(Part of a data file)
<<<<

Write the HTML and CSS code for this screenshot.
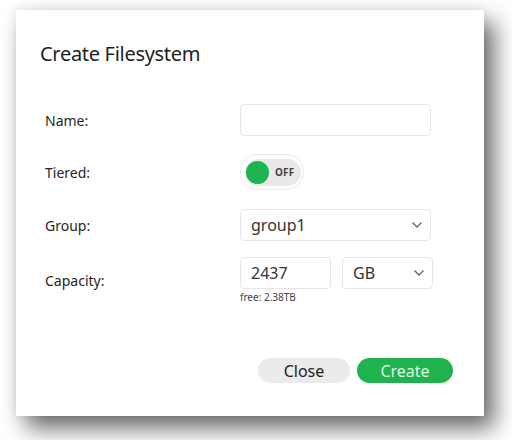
FILE: index.html
```html
<!DOCTYPE html>
<html>
<head>
<meta charset="utf-8">
<link rel="stylesheet" href="styles.css">
</head>
<body>
<div class="dialog">
  <h1 class="title">Create Filesystem</h1>
  <div class="form">
    <div class="row row-name">
      <label class="label">Name:</label>
      <div class="input wide"></div>
    </div>
    <div class="row row-tiered">
      <label class="label">Tiered:</label>
      <div class="toggle"><div class="track"><span class="knob"></span><span class="off">OFF</span></div></div>
    </div>
    <div class="row row-group">
      <label class="label">Group:</label>
      <div class="input wide select"><span class="val">group1</span><svg class="chev" width="12" height="8" viewBox="0 0 12 8"><path d="M1.5 1.5 L6 6 L10.5 1.5" fill="none" stroke="#666" stroke-width="1.3"/></svg></div>
    </div>
    <div class="row row-cap">
      <label class="label">Capacity:</label>
      <div class="capwrap">
        <div class="caprow">
          <div class="input small"><span class="val">2437</span></div>
          <div class="input small select"><span class="val">GB</span><svg class="chev" width="12" height="8" viewBox="0 0 12 8"><path d="M1.5 1.5 L6 6 L10.5 1.5" fill="none" stroke="#666" stroke-width="1.3"/></svg></div>
        </div>
        <div class="free">free: 2.38TB</div>
      </div>
    </div>
  </div>
  <div class="actions">
    <button class="btn close">Close</button>
    <button class="btn create">Create</button>
  </div>
</div>
</body>
</html>
```
FILE: styles.css
```css
html, body { margin: 0; padding: 0; background: #fff; }
body {
  width: 512px; height: 440px; overflow: hidden;
  font-family: "Noto Sans", "Open Sans", sans-serif;
  color: #2a2a2a;
  padding: 10px 0 0 16px;
  box-sizing: border-box;
}
.dialog {
  width: 468px; height: 406px;
  background: #fff;
  box-shadow: 10px 12px 22px rgba(0,0,0,0.6), -2px -2px 10px rgba(0,0,0,0.06);
  box-sizing: border-box;
  padding: 30px 0 0 24px;
  position: relative;
}
.title {
  margin: 0; font-weight: 400; font-size: 20px; line-height: 28px;
  color: #1e1e1e; letter-spacing: -0.3px;
}
.form { margin-top: 36px; display: flex; flex-direction: column; }
.row { display: flex; align-items: center; }
.label { width: 200px; box-sizing: border-box; padding-left: 5px; font-size: 14px; color: #262626; }
.input {
  border: 1px solid #e6e6e6; border-radius: 4px; height: 32px; box-sizing: border-box;
  display: flex; align-items: center; background: #fff;
}
.wide { width: 191px; }
.row-tiered { margin-top: 18px; }
.row-group { margin-top: 19px; }
.row-cap { margin-top: 16px; align-items: flex-start; }
.row-cap .label { margin-top: 14px; }
.toggle {
  width: 64px; height: 36px; border: 1px solid #e8e8e8; border-radius: 18px;
  box-sizing: border-box; display: flex; align-items: center; padding-left: 4px;
}
.track {
  width: 56px; height: 27px; border-radius: 14px; background: #e9e9e9;
  display: flex; align-items: center;
}
.knob { width: 23px; height: 23px; border-radius: 50%; background: #1eb551; margin-left: 1px; }
.off { font-size: 10px; font-weight: 700; color: #444; margin-left: 6px; letter-spacing: 0.2px; }
.val { font-size: 16px; color: #333; padding-left: 10px; }
.select { justify-content: space-between; }
.select .chev { margin-right: 7px; }
.caprow { display: flex; gap: 11px; }
.small { width: 91px; }
.free { font-size: 10px; color: #444; margin-top: 1px; }
.actions {
  position: absolute; left: 242px; top: 348px; display: flex; gap: 7px;
}
.btn {
  border: none; border-radius: 13px; height: 25px; font-family: inherit; font-size: 16px;
  padding: 0; display: flex; align-items: center; justify-content: center;
}
.close { width: 92px; background: #ebebeb; color: #222; }
.create { width: 96px; background: #1fb34f; color: #dff7e4; }
```
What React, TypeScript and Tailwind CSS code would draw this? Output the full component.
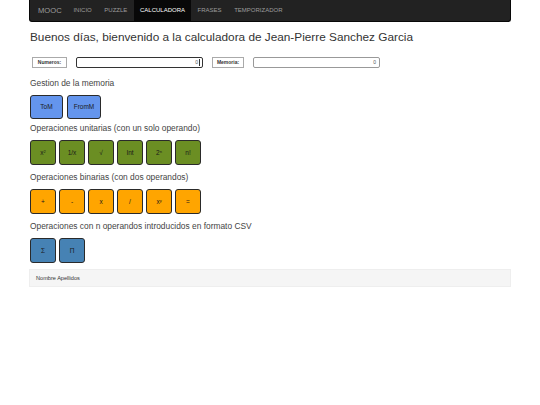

>>>>

DO THIS: Return the listing above word for word, with the pictures removed.

CORRECT OUTPUT:
Write the HTML and CSS code for this screenshot.
FILE: index.html
```html
<!DOCTYPE html>
<html>
<head>
<meta charset="utf-8">
<link rel="stylesheet" href="styles.css">
</head>
<body>
<div class="dialog">
  <h1 class="title">Create Filesystem</h1>
  <div class="form">
    <div class="row row-name">
      <label class="label">Name:</label>
      <div class="input wide"></div>
    </div>
    <div class="row row-tiered">
      <label class="label">Tiered:</label>
      <div class="toggle"><div class="track"><span class="knob"></span><span class="off">OFF</span></div></div>
    </div>
    <div class="row row-group">
      <label class="label">Group:</label>
      <div class="input wide select"><span class="val">group1</span><svg class="chev" width="12" height="8" viewBox="0 0 12 8"><path d="M1.5 1.5 L6 6 L10.5 1.5" fill="none" stroke="#666" stroke-width="1.3"/></svg></div>
    </div>
    <div class="row row-cap">
      <label class="label">Capacity:</label>
      <div class="capwrap">
        <div class="caprow">
          <div class="input small"><span class="val">2437</span></div>
          <div class="input small select"><span class="val">GB</span><svg class="chev" width="12" height="8" viewBox="0 0 12 8"><path d="M1.5 1.5 L6 6 L10.5 1.5" fill="none" stroke="#666" stroke-width="1.3"/></svg></div>
        </div>
        <div class="free">free: 2.38TB</div>
      </div>
    </div>
  </div>
  <div class="actions">
    <button class="btn close">Close</button>
    <button class="btn create">Create</button>
  </div>
</div>
</body>
</html>
```
FILE: styles.css
```css
html, body { margin: 0; padding: 0; background: #fff; }
body {
  width: 512px; height: 440px; overflow: hidden;
  font-family: "Noto Sans", "Open Sans", sans-serif;
  color: #2a2a2a;
  padding: 10px 0 0 16px;
  box-sizing: border-box;
}
.dialog {
  width: 468px; height: 406px;
  background: #fff;
  box-shadow: 10px 12px 22px rgba(0,0,0,0.6), -2px -2px 10px rgba(0,0,0,0.06);
  box-sizing: border-box;
  padding: 30px 0 0 24px;
  position: relative;
}
.title {
  margin: 0; font-weight: 400; font-size: 20px; line-height: 28px;
  color: #1e1e1e; letter-spacing: -0.3px;
}
.form { margin-top: 36px; display: flex; flex-direction: column; }
.row { display: flex; align-items: center; }
.label { width: 200px; box-sizing: border-box; padding-left: 5px; font-size: 14px; color: #262626; }
.input {
  border: 1px solid #e6e6e6; border-radius: 4px; height: 32px; box-sizing: border-box;
  display: flex; align-items: center; background: #fff;
}
.wide { width: 191px; }
.row-tiered { margin-top: 18px; }
.row-group { margin-top: 19px; }
.row-cap { margin-top: 16px; align-items: flex-start; }
.row-cap .label { margin-top: 14px; }
.toggle {
  width: 64px; height: 36px; border: 1px solid #e8e8e8; border-radius: 18px;
  box-sizing: border-box; display: flex; align-items: center; padding-left: 4px;
}
.track {
  width: 56px; height: 27px; border-radius: 14px; background: #e9e9e9;
  display: flex; align-items: center;
}
.knob { width: 23px; height: 23px; border-radius: 50%; background: #1eb551; margin-left: 1px; }
.off { font-size: 10px; font-weight: 700; color: #444; margin-left: 6px; letter-spacing: 0.2px; }
.val { font-size: 16px; color: #333; padding-left: 10px; }
.select { justify-content: space-between; }
.select .chev { margin-right: 7px; }
.caprow { display: flex; gap: 11px; }
.small { width: 91px; }
.free { font-size: 10px; color: #444; margin-top: 1px; }
.actions {
  position: absolute; left: 242px; top: 348px; display: flex; gap: 7px;
}
.btn {
  border: none; border-radius: 13px; height: 25px; font-family: inherit; font-size: 16px;
  padding: 0; display: flex; align-items: center; justify-content: center;
}
.close { width: 92px; background: #ebebeb; color: #222; }
.create { width: 96px; background: #1fb34f; color: #dff7e4; }
```
What React, TypeScript and Tailwind CSS code would draw this? Output the full component.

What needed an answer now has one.